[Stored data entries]
* * *

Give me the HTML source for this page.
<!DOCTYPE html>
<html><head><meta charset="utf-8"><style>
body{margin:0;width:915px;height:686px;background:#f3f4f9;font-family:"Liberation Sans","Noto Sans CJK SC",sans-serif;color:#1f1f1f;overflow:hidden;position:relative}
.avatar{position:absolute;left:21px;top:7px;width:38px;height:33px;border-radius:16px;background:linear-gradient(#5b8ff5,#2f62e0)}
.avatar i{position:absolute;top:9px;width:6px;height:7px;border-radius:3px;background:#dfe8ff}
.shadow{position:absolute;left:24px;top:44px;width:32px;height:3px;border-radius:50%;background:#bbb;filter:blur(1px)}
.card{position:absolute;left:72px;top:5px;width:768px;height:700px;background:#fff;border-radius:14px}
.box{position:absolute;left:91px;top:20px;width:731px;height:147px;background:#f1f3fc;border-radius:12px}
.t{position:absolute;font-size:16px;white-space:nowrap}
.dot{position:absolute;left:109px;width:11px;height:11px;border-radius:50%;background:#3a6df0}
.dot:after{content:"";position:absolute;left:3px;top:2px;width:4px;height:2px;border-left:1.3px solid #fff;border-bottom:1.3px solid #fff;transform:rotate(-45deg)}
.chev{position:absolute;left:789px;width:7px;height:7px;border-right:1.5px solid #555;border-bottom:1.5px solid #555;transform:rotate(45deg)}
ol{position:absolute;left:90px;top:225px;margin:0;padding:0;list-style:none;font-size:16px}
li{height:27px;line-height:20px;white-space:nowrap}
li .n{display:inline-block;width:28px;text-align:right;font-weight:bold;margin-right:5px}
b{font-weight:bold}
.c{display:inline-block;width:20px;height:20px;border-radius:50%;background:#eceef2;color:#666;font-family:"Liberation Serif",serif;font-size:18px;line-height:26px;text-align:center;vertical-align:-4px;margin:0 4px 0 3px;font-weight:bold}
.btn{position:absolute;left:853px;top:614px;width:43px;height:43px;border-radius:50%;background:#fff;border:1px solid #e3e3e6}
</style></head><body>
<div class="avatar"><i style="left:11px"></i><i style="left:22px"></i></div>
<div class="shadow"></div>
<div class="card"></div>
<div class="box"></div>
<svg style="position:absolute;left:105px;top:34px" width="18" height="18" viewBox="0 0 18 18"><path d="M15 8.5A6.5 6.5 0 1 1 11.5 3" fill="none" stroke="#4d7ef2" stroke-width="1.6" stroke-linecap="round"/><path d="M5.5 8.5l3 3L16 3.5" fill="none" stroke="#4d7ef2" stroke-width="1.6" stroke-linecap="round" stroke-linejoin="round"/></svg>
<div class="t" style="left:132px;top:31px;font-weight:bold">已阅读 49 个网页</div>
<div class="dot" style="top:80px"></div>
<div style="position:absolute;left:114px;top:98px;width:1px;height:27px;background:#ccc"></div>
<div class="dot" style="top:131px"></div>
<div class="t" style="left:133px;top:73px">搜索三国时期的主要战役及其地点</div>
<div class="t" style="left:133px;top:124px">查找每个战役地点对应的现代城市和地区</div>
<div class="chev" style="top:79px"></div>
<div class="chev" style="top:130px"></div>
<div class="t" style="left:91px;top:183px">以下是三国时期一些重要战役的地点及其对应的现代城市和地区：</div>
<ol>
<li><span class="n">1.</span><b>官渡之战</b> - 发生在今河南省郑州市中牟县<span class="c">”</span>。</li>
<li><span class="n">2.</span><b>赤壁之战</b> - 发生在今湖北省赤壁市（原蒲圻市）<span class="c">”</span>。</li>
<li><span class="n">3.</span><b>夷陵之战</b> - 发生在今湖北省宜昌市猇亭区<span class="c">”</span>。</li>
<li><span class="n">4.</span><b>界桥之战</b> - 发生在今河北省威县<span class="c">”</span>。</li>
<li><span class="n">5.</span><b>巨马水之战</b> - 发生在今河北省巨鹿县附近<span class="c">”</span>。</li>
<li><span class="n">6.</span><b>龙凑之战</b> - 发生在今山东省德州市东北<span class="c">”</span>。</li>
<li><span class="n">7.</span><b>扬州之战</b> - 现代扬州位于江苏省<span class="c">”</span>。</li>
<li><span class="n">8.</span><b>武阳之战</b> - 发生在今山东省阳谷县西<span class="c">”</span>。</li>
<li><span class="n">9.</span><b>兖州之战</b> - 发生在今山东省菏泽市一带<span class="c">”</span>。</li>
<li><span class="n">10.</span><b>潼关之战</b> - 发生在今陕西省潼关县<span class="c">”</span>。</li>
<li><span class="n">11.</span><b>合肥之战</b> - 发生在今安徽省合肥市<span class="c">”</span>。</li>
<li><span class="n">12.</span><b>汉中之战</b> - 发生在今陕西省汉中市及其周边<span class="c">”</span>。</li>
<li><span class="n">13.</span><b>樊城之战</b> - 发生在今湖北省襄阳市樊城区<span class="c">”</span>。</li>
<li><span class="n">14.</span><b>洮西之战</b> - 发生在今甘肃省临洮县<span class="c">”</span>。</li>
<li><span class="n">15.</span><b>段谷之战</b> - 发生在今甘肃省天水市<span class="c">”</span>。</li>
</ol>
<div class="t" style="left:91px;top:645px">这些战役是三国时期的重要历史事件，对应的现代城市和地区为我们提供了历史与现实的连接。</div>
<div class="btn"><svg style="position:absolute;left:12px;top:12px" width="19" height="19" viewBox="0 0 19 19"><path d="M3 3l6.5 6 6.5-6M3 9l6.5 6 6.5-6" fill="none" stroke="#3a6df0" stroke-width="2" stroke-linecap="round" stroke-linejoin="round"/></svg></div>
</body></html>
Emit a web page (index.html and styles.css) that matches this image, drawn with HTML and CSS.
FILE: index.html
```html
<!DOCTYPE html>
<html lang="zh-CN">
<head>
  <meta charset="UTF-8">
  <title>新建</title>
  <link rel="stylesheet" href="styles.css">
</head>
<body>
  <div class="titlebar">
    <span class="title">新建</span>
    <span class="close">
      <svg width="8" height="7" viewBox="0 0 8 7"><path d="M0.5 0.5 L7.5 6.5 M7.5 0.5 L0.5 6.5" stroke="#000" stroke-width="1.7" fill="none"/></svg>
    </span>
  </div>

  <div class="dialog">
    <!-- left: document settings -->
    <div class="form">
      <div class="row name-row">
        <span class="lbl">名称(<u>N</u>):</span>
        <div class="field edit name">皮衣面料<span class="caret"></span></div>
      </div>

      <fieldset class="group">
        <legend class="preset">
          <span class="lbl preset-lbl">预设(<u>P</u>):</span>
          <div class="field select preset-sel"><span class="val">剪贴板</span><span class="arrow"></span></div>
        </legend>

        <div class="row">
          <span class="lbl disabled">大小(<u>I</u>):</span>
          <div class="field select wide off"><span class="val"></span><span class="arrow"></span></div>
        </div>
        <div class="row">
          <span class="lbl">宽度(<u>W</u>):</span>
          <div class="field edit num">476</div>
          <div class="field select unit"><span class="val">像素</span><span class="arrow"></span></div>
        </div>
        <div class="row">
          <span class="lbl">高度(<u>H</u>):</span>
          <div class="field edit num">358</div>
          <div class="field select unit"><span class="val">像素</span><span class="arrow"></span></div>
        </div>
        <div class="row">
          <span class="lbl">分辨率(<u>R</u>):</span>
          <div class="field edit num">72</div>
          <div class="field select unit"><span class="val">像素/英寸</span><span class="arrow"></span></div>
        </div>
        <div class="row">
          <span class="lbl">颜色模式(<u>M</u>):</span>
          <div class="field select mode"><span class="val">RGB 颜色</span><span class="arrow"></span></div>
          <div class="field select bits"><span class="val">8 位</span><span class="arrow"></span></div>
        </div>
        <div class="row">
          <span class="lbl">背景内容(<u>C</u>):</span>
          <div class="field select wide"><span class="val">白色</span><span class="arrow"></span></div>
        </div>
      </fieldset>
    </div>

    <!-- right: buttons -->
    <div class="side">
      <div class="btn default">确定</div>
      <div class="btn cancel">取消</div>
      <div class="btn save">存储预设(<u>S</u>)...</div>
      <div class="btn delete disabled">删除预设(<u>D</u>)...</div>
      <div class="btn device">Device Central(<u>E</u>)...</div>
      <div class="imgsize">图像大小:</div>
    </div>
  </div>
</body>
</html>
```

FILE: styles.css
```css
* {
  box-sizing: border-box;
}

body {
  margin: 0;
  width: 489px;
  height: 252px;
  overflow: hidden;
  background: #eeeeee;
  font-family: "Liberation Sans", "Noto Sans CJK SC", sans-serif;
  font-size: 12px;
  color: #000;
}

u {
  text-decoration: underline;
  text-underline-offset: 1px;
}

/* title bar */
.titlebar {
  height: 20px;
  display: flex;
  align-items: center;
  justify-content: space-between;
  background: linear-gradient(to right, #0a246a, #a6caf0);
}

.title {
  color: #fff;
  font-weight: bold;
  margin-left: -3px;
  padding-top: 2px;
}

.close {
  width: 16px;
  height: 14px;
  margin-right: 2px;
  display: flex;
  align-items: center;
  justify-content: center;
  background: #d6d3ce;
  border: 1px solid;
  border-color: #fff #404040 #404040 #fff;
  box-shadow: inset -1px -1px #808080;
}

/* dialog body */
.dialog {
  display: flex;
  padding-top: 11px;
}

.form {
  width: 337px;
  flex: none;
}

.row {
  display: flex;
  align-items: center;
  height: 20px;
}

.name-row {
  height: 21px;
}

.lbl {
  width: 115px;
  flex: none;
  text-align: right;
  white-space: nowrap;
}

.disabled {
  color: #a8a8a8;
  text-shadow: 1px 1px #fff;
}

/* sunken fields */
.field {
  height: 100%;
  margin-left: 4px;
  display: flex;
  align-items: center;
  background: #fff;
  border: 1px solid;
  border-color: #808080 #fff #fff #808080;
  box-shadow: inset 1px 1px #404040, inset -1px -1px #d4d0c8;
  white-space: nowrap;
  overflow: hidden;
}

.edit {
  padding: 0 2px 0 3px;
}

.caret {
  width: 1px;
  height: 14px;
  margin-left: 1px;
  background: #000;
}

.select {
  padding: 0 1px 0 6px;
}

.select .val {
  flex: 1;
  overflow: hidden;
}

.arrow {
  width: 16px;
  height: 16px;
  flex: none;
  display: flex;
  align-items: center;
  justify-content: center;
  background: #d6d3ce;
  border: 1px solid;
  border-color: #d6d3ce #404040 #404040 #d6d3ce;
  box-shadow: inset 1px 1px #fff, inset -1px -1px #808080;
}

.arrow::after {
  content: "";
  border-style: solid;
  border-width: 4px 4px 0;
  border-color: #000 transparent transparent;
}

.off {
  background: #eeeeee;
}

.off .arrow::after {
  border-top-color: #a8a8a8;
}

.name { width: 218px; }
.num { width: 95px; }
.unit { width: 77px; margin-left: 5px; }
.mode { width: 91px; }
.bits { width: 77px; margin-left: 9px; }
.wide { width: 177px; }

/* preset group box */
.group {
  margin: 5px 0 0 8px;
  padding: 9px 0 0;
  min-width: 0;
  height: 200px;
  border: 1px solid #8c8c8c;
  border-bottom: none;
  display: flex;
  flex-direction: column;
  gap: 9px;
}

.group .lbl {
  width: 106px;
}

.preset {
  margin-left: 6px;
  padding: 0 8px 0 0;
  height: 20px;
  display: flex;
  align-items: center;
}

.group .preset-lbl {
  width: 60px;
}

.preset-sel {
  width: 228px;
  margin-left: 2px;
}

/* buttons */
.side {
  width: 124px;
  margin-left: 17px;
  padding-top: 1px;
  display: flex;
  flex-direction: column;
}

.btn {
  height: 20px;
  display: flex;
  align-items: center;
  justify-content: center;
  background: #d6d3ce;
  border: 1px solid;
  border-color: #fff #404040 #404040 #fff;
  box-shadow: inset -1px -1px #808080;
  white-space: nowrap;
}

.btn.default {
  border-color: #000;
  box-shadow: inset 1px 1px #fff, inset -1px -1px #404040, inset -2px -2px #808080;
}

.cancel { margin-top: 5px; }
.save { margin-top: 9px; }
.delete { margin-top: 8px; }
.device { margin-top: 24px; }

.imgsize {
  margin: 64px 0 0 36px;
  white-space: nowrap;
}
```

* * *

[YOUR GOAL] Find every line in the records above that contains the word "this", and copy each one.

[FULL RESPONSE]
Give me the HTML source for this page.
Emit a web page (index.html and styles.css) that matches this image, drawn with HTML and CSS.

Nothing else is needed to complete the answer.